Stretching out above Golden Gate Park, the Richmond District is bordered by parks, open space, and a small stretch of the Pacific. Just like the Sunset, the Richmond District is divided into Inner Richmond and Outer Richmond. 

Outer Richmond is notoriously foggy, but it has a more relaxed atmosphere, and it’s closer to the beach and trails. Inner Richmond is a little livelier, with easier access to public transportation, eateries, and nearby neighborhoods, like Lower Pacific Heights or Cow Hollow, for shopping, dining, and nightlife. The Richmond District itself is known for some of the city’s best dim sum, ramen, Burmese restaurants, and Asian markets, earning it the informal title of San Francisco’s “second Chinatown.”

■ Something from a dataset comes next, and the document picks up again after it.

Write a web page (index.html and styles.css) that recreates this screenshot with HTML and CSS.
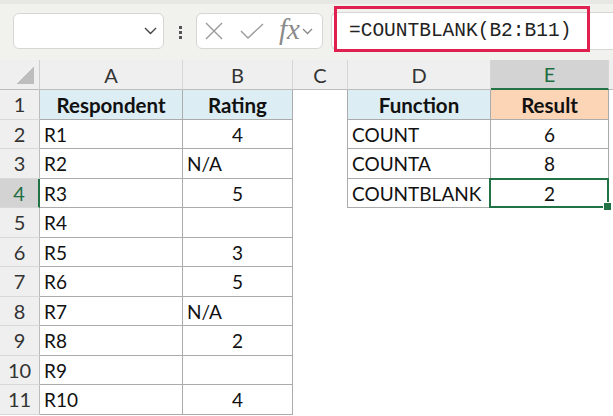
FILE: index.html
```html
<!DOCTYPE html>
<html lang="en">

<head>
  <meta charset="UTF-8">
  <title>COUNTBLANK</title>
  <link rel="stylesheet" href="styles.css">
</head>

<body>
  <div class="ribbon">
    <div class="namebox">
      <svg width="13" height="8" viewBox="0 0 13 8"><path d="M1 1l5.5 5.5L12 1" fill="none" stroke="#444" stroke-width="1.4"/></svg>
    </div>
    <div class="grip"><i></i><i></i><i></i></div>
    <div class="fnbox">
      <svg class="ico-x" width="18" height="18" viewBox="0 0 18 18"><path d="M1 1l16 16M17 1L1 17" stroke="#9a9a9a" stroke-width="1.4"/></svg>
      <svg class="ico-ok" width="24" height="16" viewBox="0 0 24 16"><path d="M1 8l7 7L23 1" fill="none" stroke="#9a9a9a" stroke-width="1.4"/></svg>
      <span class="fx">fx</span>
      <svg class="ico-dd" width="11" height="7" viewBox="0 0 11 7"><path d="M1 1l4.5 4.5L10 1" fill="none" stroke="#888" stroke-width="1.3"/></svg>
    </div>
    <div class="formula">
      <span>=COUNTBLANK(B2:B11)</span>
      <div class="mark"></div>
    </div>
  </div>

  <div class="sheet">
    <div class="corner"></div>
    <div class="ch">A</div>
    <div class="ch">B</div>
    <div class="ch">C</div>
    <div class="ch">D</div>
    <div class="ch on">E</div>
    <div class="ch end"></div>

    <div class="rh">1</div>
    <div class="c t head mid">Respondent</div>
    <div class="c t head mid">Rating</div>
    <div class="c edge"></div>
    <div class="c t head mid">Function</div>
    <div class="c t res mid">Result</div>
    <div class="c"></div>

    <div class="rh">2</div>
    <div class="c t">R1</div>
    <div class="c t mid">4</div>
    <div class="c edge"></div>
    <div class="c t">COUNT</div>
    <div class="c t mid">6</div>
    <div class="c"></div>

    <div class="rh">3</div>
    <div class="c t">R2</div>
    <div class="c t">N/A</div>
    <div class="c edge"></div>
    <div class="c t">COUNTA</div>
    <div class="c t mid">8</div>
    <div class="c"></div>

    <div class="rh on">4</div>
    <div class="c t">R3</div>
    <div class="c t mid">5</div>
    <div class="c edge"></div>
    <div class="c t">COUNTBLANK</div>
    <div class="c t mid active">2</div>
    <div class="c"></div>

    <div class="rh">5</div>
    <div class="c t">R4</div>
    <div class="c t mid"></div>
    <div class="c"></div>
    <div class="c"></div>
    <div class="c"></div>
    <div class="c"></div>

    <div class="rh">6</div>
    <div class="c t">R5</div>
    <div class="c t mid">3</div>
    <div class="c"></div>
    <div class="c"></div>
    <div class="c"></div>
    <div class="c"></div>

    <div class="rh">7</div>
    <div class="c t">R6</div>
    <div class="c t mid">5</div>
    <div class="c"></div>
    <div class="c"></div>
    <div class="c"></div>
    <div class="c"></div>

    <div class="rh">8</div>
    <div class="c t">R7</div>
    <div class="c t">N/A</div>
    <div class="c"></div>
    <div class="c"></div>
    <div class="c"></div>
    <div class="c"></div>

    <div class="rh">9</div>
    <div class="c t">R8</div>
    <div class="c t mid">2</div>
    <div class="c"></div>
    <div class="c"></div>
    <div class="c"></div>
    <div class="c"></div>

    <div class="rh">10</div>
    <div class="c t">R9</div>
    <div class="c t mid"></div>
    <div class="c"></div>
    <div class="c"></div>
    <div class="c"></div>
    <div class="c"></div>

    <div class="rh">11</div>
    <div class="c t">R10</div>
    <div class="c t mid">4</div>
    <div class="c"></div>
    <div class="c"></div>
    <div class="c"></div>
    <div class="c"></div>
  </div>
</body>

</html>
```

FILE: styles.css
```css
* {
  box-sizing: border-box;
}

body {
  margin: 0;
  width: 613px;
  height: 416px;
  overflow: hidden;
  background: #fff;
  color: #111;
  font-family: Lato, "Open Sans", sans-serif;
}

/* formula bar strip */
.ribbon {
  display: flex;
  align-items: flex-start;
  height: 60px;
  padding: 13px 0 0 13px;
  background: #f1f1ee;
  box-shadow: inset 0 4px #e7e7e3;
}

.namebox,
.fnbox {
  height: 36px;
  background: #fff;
  border: 1px solid #d6d6d2;
  border-radius: 6px;
  display: flex;
  align-items: center;
}

.namebox {
  width: 151px;
  justify-content: flex-end;
  padding-right: 6px;
}

.grip {
  width: 32px;
  display: flex;
  flex-direction: column;
  align-items: center;
  gap: 2px;
  padding-top: 13px;
}

.grip i {
  width: 3px;
  height: 3px;
  background: #555;
}

.fnbox {
  width: 127px;
  padding-left: 8px;
}

.ico-x {
  margin-right: 17px;
}

.ico-ok {
  margin-right: 15px;
}

.fx {
  font-family: "Liberation Serif", serif;
  font-style: italic;
  font-size: 29px;
  line-height: 1;
  color: #8a8a8a;
  margin: -3px 2px 0 0;
}

.formula {
  position: relative;
  flex: 1;
  height: 38px;
  margin: -1px 0 0 8px;
  padding-left: 17px;
  background: #fff;
  border: 1px solid #d6d6d2;
  border-right: 0;
  border-radius: 6px 0 0 6px;
  display: flex;
  align-items: center;
  font-family: "Liberation Mono", monospace;
  font-size: 19.5px;
  color: #222;
}

.formula .mark {
  position: absolute;
  left: 2px;
  top: -7px;
  width: 256px;
  height: 46px;
  border: 3px solid #e0214f;
}

/* grid */
.sheet {
  display: grid;
  grid-template-columns: 40px 143px 110px 55px 143px 118px 1fr;
  grid-template-rows: 30px repeat(11, 29.5px);
  font-size: 19px;
}

.corner,
.ch,
.rh {
  background: #efefef;
  color: #333;
  font-size: 20px;
  display: flex;
  align-items: center;
  justify-content: center;
}

.corner {
  border-right: 1px solid #cfcfcf;
  border-bottom: 1px solid #bcbcbc;
  background: #efefef linear-gradient(to bottom right, transparent 50%, #bdbdbd 50%) no-repeat right 5px bottom 5px / 18px 18px;
}

.ch {
  border-right: 1px solid #d6d6d6;
  border-bottom: 1px solid #bcbcbc;
}

.ch.end {
  border-right: 0;
}

.ch.on {
  background: #d3d3d3;
  color: #1e6e41;
  border-bottom: 2px solid #217346;
}

.rh {
  border-right: 1px solid #bcbcbc;
  border-bottom: 1px solid #d8d8d8;
}

.rh.on {
  background: #d3d3d3;
  color: #1e6e41;
  border-right: 2px solid #217346;
}

.c {
  display: flex;
  align-items: center;
  padding: 1px 4px 0;
  white-space: nowrap;
}

.c.t {
  border-right: 1px solid #ababab;
  border-bottom: 1px solid #ababab;
}

.c.edge {
  border-right: 1px solid #ababab;
}

.c.mid {
  justify-content: center;
}

.head,
.res {
  font-weight: bold;
  font-size: 20.5px;
}

.head {
  background: #dcedf3;
}

.res {
  background: #fbd5b5;
}

.active {
  position: relative;
}

.active::before {
  content: "";
  position: absolute;
  left: -2px;
  right: -1px;
  top: -1px;
  bottom: -1px;
  border: 2px solid #217346;
}

.active::after {
  content: "";
  position: absolute;
  right: -4px;
  bottom: -4px;
  width: 7px;
  height: 7px;
  background: #217346;
  border: 1px solid #fff;
}
```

At the most northwestern corner of the San Francisco Peninsula, Richmond is slightly isolated from the rest of the city, but the neighboring Presidio, Golden Gate Park, Lands End Trail and access to the ocean are a selling point for many homebuyers.

This low-key, diverse neighborhood is home to families, University of San Francisco students and staff, and those who love being blocks away from some of the city’s best greenspaces. According to, the median home price currently sits at about $1.7 million. 

Cole Valley

neighborhood in Cole Valley
Street in Cole Valley

The small, family-friendly neighborhood of Cole Valley hugs Golden Gate Park’s southeast corner. This neighborhood is beloved by residents for its amenities and small-town charm. Full of restaurants, shops, bars, and friendly neighbors, Cole Valley feels like its own small town inside the city. 

Thanks to local spots like Zazie—one of the city’s most popular places for brunch—specialty shops, wine bars, and a dog park, residents of Cole Valley have almost everything they need within walking distance. For everything that isn’t, the N-Judah train and bus routes connect this small neighborhood with Downtown San Francisco

Golden Gate Park is right next door, but the surrounding Mount Sutro Open Space Preserve and Tank Hill offer residents even more greenspace and trails; these areas are also less popular with tourists. The neighborhood has the added perk of much more sunshine than its Sunset District neighbor, and Haight Street offers more eateries and nightlife options within walking distance.

Charming Victorian homes line most of Cole Valley’s streets, with the current median home price at about $1.7 million.


View of the city from haight-ashbury
View of the city from Haight-Ashbury

Haight-Ashbury, known as the Haight or Upper Haight, sits on Golden Gate Park’s eastern border, and it was famously the center of the 1960s counterculture and Summer of Love. 

This vibrant neighborhood remains a tribute to the hippy culture that once lived here, and restaurants, bars, tattoo parlors, and colorful stores selling tie-dyed Grateful Dead t-shirts line Haight Street—along with hundreds of tourists. Upper Haight is known for being a lively spot at all times of the day, and chances are you’ll come across at least one drum circle or solo guitar player along Haight Street.

Upper Haight is home to established neighborhood dive bars and a handful of popular restaurants, even more of which can be found in neighboring Lower Haight. The neighborhood also boasts a central location—right next to Golden Gate Park and near some of the city’s best areas for dining, theater, and nightlife.

While Haight Street is a hub of energy and tourism, walk a few blocks in either direction to find quieter streets with colorful Victorian and Edwardian homes. According to, the median home price in Upper Haight currently sits around $1.5 million.